How easy is it to break this encryption system a buddy of mine and I just discovered?

102 Views Asked by At

This is gonna take a little bit of background to explain, so here goes:

In base $11$, we have $11$ numerals to form numbers: $0, 1, 2, 3, 4, 5, 6, 7, 8, 9$, and since there is no single symbol standing for $10$, then we represent $10$ by the letter a. In base $16$, basically the same happens, but this time the "numerals" we have to work with are $0$ through $9$ and $a$ through $f$. You could do this all the way up to base $35$, where the numerals we would have to work with are $0$ through $9$ and the letters $a$ through $z$, where again $a$ stands for $10$ and z for $35$. Well, then, what if we wanted to work with bases greater than $35$? I looked it up and there was no standard convention for this so I made my own, which is the following: after $z$, our next numerals to work with will be a&, b&, ..., z&, where now a& will stand for $36$, b& for $37$ and so on. This does the job up until base $61$ of course. Now, to work with arbitrarily large integer positive bases, we keep adding the symbol & to the end of the letters, so a&& would stand for $62$, b&& for $63$ and so on. We can obviously keep doing this indefinitely.

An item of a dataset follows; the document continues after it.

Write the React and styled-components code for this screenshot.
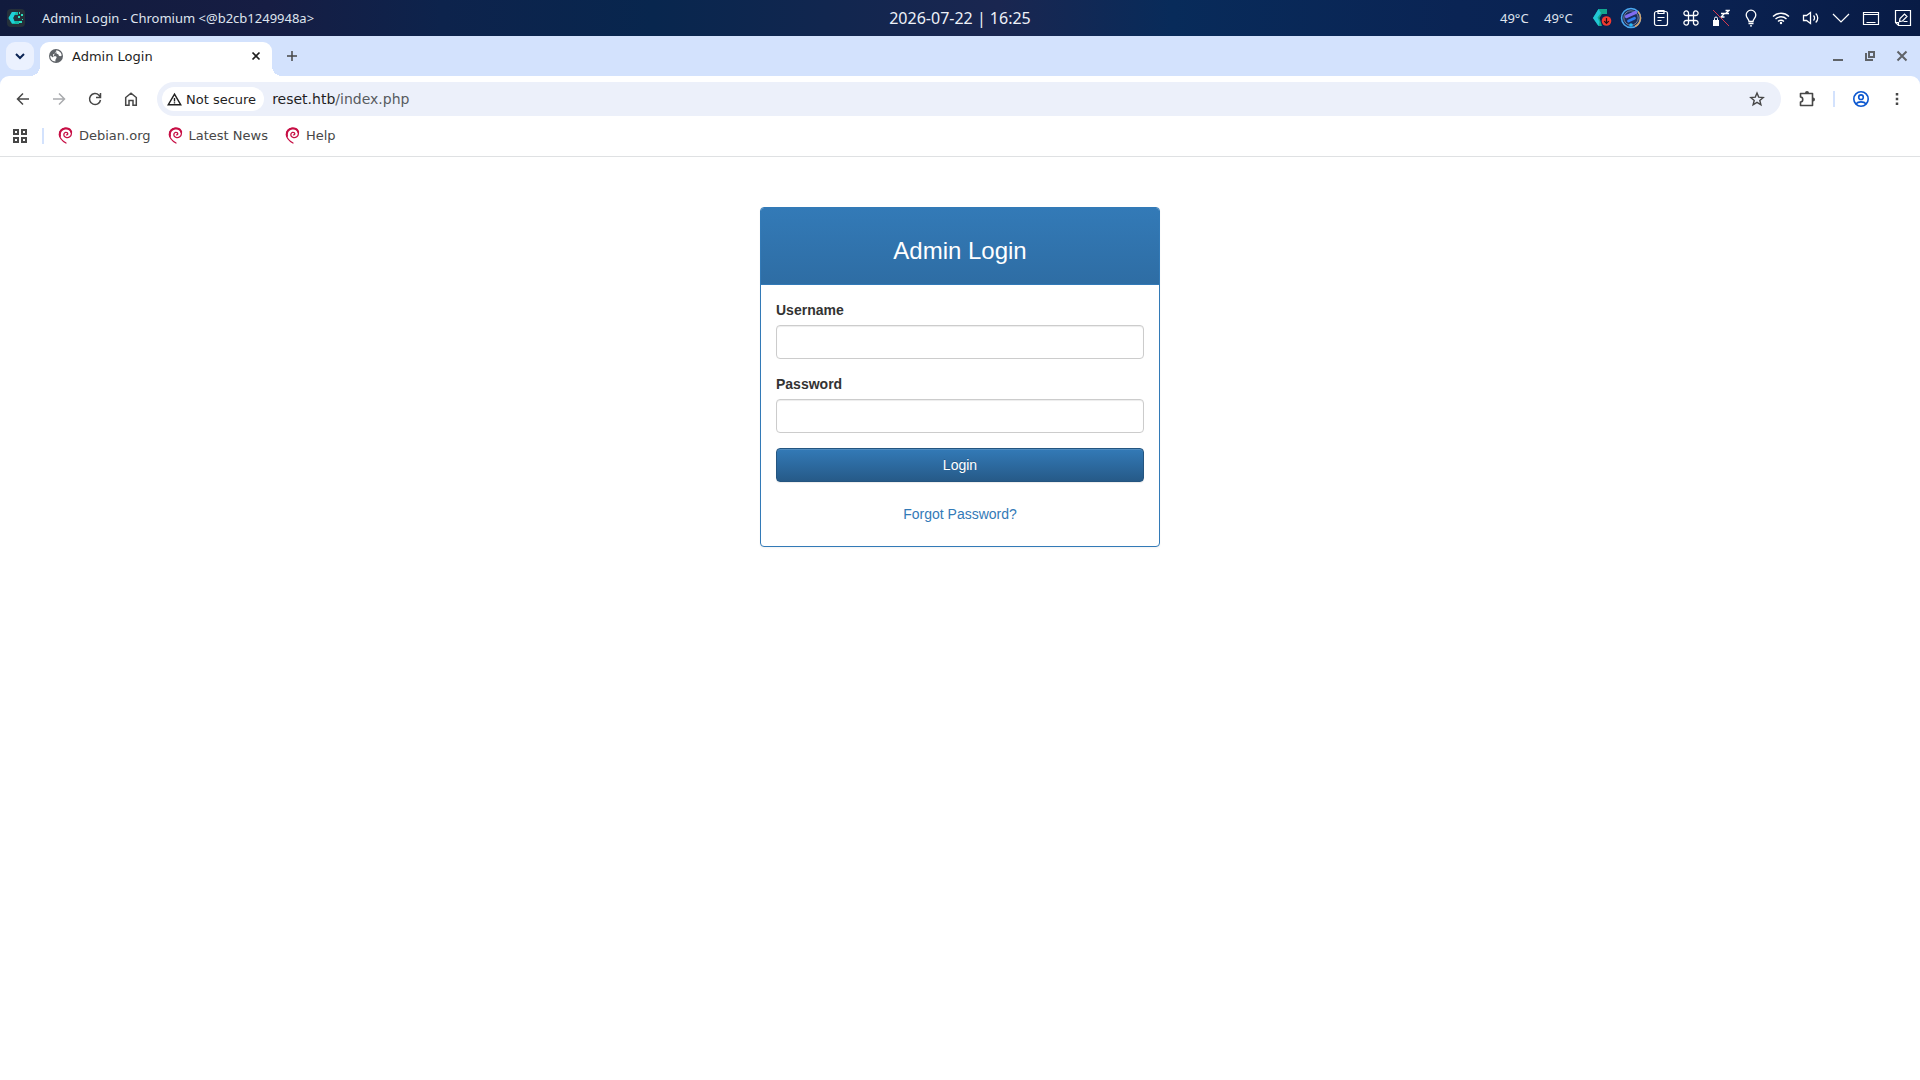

Under this convention, the word "john" could represent basically any number. For example, in base $35$, the word "john" wound represent the number $844643$ in base $10$ (because j stands for $19$, o stands for $24$, h stands for $17$ and n stands for $23$ and $19 \cdot 35^3 + 24 \cdot 35^2 + 17 \cdot 35 + 23 \cdot 35^0 = 844643$). To illustrate another example, the number $844643$ in base $10$ can be represented under this convention in base $87$ as $\text{"1op&l&"}$, because $1 \cdot 87^3 + 24 \cdot 87^2 + 51 \cdot 87^1 + 47 \cdot 87^0 = 844643$, where again we have that o stands for $24$, "p&" stands for $51$ and "l&" stands for $47$.

Therefore, you could define a function, let's call it encrypt, which takes three inputs (an initial base and a final base and a word) and returns an output of an encrypted word in return. For example, $\text{encrypt("john", 35, 87)}$ would equal $\text{"1op&l&"}$. With an initial base of $35$ and final base of $87$, the phrase "john smith has 5 bananas" would turn into $\text{"1op&l& d&&nt&&3 2h&&a&& 5 4ec&&9m&&i&&"}$. I have indeed defined such a function in Python which is how I know what these outputs are.

Then I thought "what if all I had to work with was the encrypted phrase, how would I go about deciphering it?". One could obviously brute force through as many possible initial and final bases as possible and that would eventually get me the original phrase. But brute force could also (conceivably, I'm not sure when that would actually happen) lead one to another reasonable phrase, such as "leopold ate 10 apples". And depending on how big the initial bases and final bases are and how big the original encrypted text is, I assume this could take a very long time. So this would be a very crude way of breaking the encryption which I want to exclude as a solution.

What other solutions to breaking this encryption are there? Since people always (with good reason) say never to use self-made encryption systems, I assume there is some way this would be trivially easy to break without resorting to brute force. Am I right?